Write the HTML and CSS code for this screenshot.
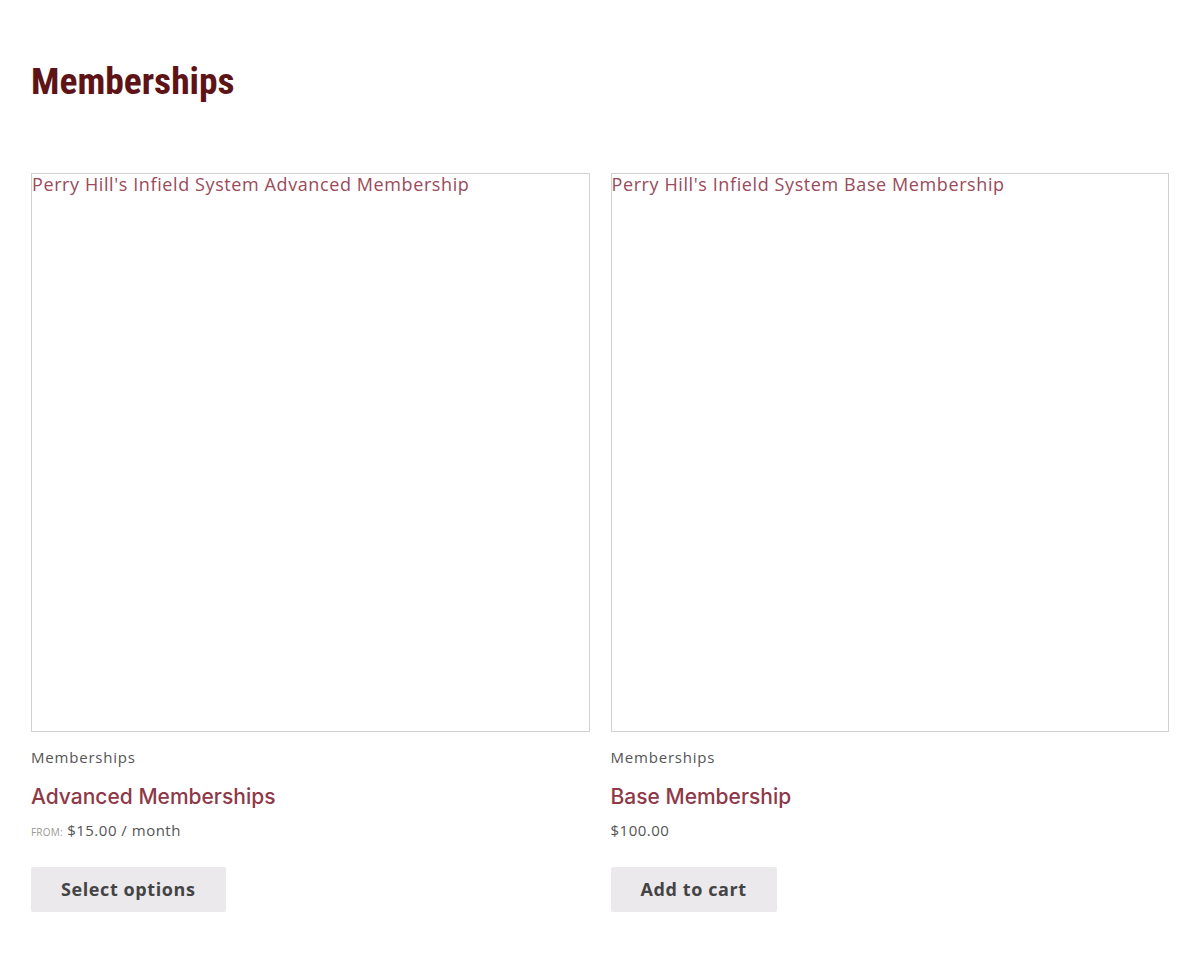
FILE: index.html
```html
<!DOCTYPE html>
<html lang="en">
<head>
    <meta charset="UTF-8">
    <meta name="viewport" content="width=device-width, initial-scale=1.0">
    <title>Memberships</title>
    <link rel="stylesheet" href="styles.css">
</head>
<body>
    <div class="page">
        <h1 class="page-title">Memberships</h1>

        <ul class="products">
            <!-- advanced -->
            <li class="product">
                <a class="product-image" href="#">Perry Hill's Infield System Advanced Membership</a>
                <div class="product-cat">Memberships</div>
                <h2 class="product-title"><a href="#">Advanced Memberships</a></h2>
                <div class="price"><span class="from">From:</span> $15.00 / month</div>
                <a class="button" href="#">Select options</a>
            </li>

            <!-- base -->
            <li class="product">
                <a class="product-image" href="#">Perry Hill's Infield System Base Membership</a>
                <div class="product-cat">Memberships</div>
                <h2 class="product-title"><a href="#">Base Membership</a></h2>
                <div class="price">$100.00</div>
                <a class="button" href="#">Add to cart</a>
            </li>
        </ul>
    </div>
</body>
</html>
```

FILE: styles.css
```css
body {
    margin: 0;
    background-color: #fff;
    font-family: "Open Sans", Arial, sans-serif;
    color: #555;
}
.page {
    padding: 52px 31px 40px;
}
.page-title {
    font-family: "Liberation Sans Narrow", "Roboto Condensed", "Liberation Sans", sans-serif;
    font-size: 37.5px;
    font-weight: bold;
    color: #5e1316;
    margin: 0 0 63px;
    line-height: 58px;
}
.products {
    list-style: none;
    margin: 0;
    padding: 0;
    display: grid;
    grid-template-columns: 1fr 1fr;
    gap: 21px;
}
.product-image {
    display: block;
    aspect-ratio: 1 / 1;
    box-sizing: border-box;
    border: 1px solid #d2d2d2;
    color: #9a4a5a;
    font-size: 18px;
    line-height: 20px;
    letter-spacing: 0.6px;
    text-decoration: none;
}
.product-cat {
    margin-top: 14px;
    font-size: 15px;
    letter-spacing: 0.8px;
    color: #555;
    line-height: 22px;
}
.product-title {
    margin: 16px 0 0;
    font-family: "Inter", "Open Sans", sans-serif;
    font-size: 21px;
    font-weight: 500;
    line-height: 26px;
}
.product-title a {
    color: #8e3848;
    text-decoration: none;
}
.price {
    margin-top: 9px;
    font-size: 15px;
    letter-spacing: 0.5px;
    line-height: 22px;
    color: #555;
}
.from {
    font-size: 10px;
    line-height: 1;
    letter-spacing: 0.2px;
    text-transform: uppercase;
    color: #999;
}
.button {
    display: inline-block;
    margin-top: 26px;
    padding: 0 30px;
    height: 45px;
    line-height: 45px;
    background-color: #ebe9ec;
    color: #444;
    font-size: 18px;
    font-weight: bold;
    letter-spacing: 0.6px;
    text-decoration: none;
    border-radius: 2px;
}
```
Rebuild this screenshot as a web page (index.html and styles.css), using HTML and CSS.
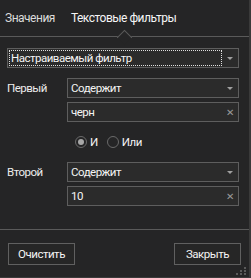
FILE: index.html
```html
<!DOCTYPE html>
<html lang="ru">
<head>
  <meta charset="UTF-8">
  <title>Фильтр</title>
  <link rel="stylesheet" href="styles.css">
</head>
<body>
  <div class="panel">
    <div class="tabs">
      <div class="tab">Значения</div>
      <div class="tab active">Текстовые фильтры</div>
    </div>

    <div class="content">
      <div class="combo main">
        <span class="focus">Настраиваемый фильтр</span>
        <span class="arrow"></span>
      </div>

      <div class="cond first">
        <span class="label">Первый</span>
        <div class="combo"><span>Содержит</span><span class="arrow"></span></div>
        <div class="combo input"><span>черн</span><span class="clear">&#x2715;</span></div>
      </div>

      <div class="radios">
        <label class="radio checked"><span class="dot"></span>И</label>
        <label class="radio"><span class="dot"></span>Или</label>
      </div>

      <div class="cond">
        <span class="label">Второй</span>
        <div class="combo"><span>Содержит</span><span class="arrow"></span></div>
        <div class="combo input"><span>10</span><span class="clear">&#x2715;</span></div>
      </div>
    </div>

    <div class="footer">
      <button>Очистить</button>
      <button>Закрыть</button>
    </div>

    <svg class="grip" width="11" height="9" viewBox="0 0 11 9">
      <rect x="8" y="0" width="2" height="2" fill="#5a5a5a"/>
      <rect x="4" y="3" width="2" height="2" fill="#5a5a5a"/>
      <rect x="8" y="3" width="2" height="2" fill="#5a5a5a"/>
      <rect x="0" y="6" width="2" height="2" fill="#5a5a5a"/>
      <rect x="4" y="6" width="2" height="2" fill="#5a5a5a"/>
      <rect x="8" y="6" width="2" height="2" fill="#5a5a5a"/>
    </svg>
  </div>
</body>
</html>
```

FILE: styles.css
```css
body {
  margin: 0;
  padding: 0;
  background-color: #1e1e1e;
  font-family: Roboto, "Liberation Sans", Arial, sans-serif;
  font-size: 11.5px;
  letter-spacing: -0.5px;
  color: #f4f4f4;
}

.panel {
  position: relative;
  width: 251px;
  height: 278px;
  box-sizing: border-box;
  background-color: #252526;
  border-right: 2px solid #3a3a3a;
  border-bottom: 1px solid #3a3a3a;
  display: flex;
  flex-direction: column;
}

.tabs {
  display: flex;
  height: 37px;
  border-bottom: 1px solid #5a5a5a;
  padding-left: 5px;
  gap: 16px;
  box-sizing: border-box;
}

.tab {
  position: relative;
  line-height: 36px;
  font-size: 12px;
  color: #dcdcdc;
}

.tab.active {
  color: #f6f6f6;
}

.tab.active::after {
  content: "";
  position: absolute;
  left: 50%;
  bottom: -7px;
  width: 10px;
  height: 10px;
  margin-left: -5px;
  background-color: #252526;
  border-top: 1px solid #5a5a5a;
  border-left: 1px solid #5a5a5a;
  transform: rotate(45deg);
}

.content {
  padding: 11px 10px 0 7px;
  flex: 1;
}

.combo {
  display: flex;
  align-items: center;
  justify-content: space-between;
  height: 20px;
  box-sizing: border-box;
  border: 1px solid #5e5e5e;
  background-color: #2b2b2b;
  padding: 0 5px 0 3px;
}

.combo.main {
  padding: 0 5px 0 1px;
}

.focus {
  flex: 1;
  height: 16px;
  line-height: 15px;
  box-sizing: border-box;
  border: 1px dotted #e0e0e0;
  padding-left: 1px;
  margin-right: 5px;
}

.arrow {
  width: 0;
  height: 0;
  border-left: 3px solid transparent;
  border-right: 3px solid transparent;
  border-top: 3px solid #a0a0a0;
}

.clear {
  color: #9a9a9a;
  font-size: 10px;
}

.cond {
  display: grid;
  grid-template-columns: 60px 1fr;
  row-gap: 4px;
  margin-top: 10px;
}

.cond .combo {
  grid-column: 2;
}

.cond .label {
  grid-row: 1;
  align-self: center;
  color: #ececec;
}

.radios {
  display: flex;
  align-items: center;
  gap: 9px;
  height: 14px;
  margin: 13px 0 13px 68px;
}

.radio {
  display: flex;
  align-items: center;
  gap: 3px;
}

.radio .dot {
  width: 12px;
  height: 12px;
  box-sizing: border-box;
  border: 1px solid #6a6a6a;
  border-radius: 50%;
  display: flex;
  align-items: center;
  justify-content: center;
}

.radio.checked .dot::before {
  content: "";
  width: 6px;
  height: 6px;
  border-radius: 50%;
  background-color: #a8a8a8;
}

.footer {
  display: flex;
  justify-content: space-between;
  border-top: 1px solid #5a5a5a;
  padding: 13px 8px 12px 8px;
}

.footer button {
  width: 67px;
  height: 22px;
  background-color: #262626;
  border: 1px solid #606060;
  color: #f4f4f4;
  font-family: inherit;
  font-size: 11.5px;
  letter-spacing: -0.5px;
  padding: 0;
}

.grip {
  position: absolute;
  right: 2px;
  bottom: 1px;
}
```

◇ ◇ ◇ ◇ ◇ ◇ ◇

Copy out every line where the word "screenshot" occurs.

Written response:
Write the HTML and CSS code for this screenshot.
Rebuild this screenshot as a web page (index.html and styles.css), using HTML and CSS.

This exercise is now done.